### Records provided ###

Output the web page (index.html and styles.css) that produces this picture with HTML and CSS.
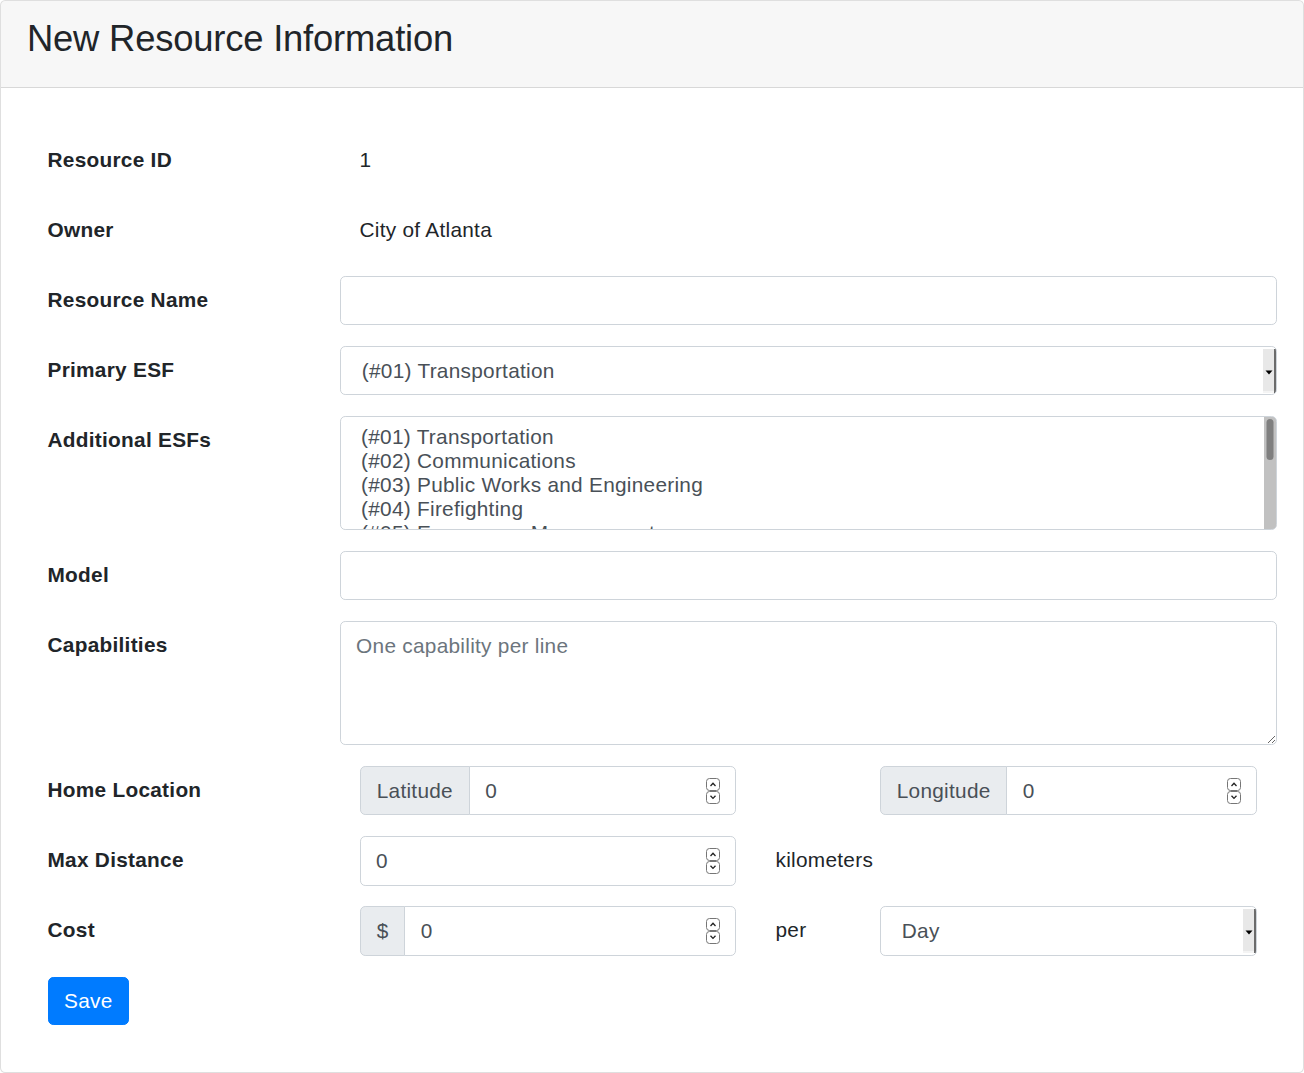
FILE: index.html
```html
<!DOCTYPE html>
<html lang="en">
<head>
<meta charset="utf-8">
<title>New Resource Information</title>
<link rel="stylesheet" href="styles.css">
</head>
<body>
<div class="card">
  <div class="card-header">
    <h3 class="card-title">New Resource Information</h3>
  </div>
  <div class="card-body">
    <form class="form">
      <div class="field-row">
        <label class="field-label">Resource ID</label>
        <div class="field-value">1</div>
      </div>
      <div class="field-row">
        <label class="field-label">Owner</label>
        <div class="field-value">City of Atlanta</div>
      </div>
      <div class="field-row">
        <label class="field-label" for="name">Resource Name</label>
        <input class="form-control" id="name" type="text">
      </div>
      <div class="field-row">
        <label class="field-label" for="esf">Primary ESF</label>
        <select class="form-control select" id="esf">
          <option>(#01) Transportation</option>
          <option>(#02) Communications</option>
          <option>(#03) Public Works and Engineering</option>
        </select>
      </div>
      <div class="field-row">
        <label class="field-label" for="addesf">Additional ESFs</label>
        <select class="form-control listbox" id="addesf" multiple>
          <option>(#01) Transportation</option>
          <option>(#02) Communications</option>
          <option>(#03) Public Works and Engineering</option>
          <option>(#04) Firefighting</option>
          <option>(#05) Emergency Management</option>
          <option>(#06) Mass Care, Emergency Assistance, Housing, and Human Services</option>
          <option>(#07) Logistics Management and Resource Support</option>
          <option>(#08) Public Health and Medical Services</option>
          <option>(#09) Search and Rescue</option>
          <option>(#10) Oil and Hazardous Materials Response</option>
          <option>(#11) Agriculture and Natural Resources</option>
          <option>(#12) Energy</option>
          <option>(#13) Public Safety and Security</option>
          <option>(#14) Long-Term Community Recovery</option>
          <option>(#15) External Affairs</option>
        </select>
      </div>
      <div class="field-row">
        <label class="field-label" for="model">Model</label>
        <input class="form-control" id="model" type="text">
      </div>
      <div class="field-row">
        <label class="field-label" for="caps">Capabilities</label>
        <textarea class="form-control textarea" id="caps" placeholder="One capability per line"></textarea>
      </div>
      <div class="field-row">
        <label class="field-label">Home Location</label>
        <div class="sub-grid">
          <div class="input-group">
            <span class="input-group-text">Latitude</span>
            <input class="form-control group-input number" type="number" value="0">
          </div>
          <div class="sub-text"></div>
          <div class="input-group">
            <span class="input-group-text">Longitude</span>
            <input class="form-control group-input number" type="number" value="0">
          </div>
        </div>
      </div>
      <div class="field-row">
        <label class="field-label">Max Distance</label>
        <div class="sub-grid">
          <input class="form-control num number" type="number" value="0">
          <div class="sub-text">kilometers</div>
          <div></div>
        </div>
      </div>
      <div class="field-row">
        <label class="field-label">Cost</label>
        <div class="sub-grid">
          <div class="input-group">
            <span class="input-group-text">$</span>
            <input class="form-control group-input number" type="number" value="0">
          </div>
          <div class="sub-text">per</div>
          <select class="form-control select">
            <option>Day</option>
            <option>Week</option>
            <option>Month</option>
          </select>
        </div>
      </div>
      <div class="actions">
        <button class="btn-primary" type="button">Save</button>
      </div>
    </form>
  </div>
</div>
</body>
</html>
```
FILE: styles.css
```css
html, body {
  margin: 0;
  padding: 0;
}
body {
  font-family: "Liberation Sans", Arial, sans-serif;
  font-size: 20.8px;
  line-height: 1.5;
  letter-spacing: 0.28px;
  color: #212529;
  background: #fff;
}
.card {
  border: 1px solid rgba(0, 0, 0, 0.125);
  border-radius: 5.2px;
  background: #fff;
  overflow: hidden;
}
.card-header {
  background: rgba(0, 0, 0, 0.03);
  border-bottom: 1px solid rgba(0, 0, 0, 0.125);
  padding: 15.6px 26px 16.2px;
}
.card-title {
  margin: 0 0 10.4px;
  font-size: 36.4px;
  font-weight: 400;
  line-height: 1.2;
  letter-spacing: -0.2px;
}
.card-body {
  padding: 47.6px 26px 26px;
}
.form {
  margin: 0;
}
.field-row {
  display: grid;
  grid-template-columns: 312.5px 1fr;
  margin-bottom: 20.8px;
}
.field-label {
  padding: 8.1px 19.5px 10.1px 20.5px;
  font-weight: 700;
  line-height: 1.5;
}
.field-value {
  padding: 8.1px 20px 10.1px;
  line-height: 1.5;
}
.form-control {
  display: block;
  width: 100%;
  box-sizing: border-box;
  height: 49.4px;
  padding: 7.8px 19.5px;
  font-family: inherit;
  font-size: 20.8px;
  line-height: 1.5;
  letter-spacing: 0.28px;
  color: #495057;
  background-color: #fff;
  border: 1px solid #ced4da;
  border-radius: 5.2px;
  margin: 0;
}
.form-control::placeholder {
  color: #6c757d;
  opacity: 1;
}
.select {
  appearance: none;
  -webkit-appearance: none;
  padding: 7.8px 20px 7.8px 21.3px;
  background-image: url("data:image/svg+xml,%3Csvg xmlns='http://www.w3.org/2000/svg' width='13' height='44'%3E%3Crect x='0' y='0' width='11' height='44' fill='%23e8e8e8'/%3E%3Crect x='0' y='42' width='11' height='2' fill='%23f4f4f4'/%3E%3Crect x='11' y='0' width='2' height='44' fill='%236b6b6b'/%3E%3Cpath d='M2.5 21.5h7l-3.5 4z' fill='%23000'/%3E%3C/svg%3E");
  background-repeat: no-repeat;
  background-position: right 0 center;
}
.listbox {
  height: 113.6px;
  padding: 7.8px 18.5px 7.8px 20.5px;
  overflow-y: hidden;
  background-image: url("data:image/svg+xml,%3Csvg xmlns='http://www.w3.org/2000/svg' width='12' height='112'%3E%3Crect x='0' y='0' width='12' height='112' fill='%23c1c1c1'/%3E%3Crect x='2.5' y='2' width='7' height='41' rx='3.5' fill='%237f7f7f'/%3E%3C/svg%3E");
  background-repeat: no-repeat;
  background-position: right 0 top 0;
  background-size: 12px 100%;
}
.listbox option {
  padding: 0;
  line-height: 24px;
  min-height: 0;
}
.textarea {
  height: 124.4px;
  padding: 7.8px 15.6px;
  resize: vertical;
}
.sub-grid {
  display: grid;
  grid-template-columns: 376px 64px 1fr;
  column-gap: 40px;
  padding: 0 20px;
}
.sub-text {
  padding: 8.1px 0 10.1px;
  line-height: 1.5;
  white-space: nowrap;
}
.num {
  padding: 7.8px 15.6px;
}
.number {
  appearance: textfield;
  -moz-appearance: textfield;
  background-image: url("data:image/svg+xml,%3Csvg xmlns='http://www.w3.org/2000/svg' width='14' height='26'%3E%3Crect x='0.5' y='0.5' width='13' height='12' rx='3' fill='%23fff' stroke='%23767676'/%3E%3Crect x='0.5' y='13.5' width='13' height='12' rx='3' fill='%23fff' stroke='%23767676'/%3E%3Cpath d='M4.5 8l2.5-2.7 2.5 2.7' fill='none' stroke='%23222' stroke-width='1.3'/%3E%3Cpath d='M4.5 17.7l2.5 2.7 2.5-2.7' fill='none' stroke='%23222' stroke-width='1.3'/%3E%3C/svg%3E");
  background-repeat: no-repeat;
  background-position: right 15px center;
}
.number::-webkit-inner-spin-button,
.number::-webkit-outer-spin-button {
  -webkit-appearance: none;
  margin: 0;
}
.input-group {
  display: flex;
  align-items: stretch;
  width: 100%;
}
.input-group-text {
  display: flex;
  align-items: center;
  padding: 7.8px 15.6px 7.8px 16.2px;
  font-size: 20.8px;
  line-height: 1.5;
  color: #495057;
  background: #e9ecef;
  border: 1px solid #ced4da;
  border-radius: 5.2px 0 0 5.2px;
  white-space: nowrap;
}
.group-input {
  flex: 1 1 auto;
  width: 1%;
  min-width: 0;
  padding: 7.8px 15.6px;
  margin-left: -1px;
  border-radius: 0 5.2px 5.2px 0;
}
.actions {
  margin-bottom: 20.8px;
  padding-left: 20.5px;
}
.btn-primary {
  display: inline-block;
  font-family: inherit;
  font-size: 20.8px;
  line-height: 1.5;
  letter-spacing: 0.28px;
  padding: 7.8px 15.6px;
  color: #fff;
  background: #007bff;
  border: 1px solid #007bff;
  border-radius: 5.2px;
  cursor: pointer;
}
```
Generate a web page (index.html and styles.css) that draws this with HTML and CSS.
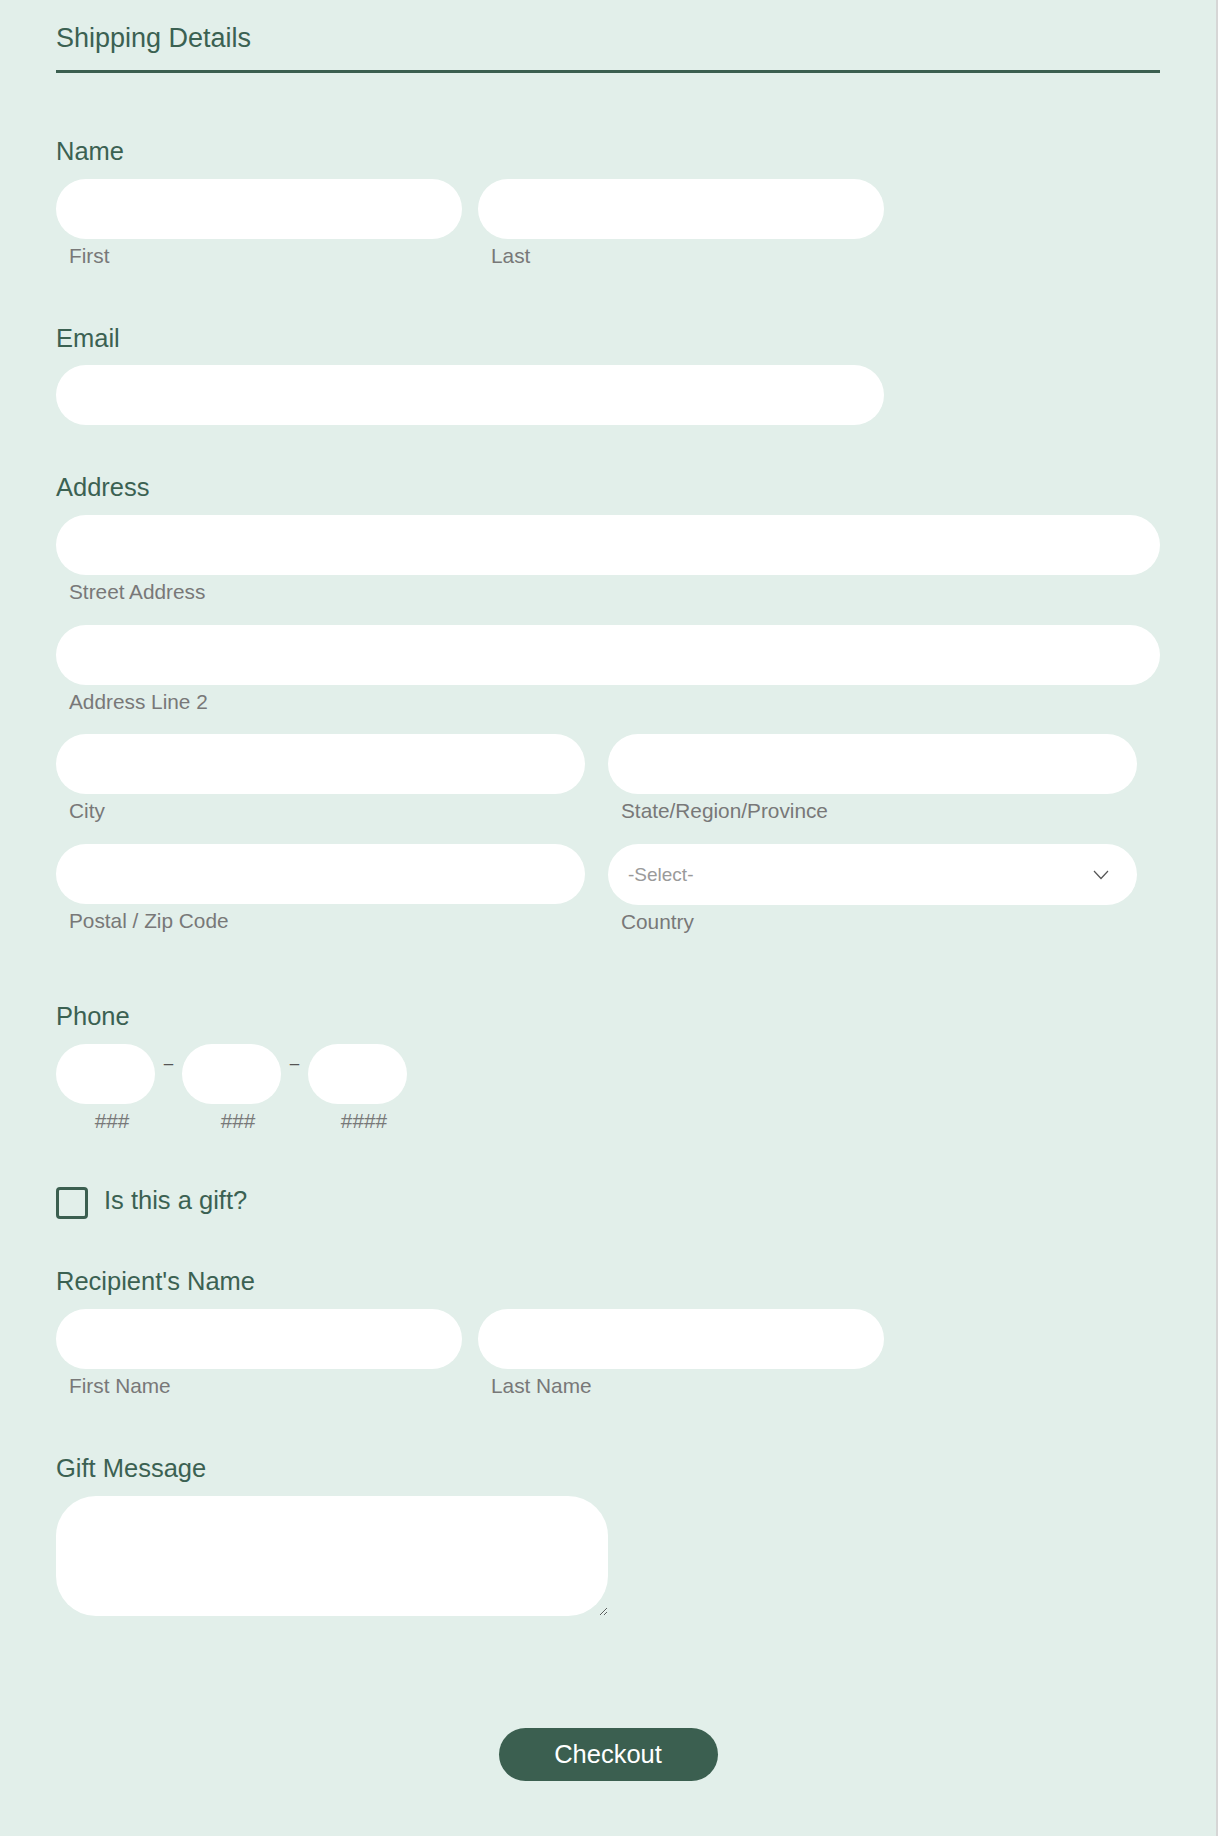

###

What needs to be done >> Say how many lines above contain the string "index". Answer with the number only.

Answer to this task >> 3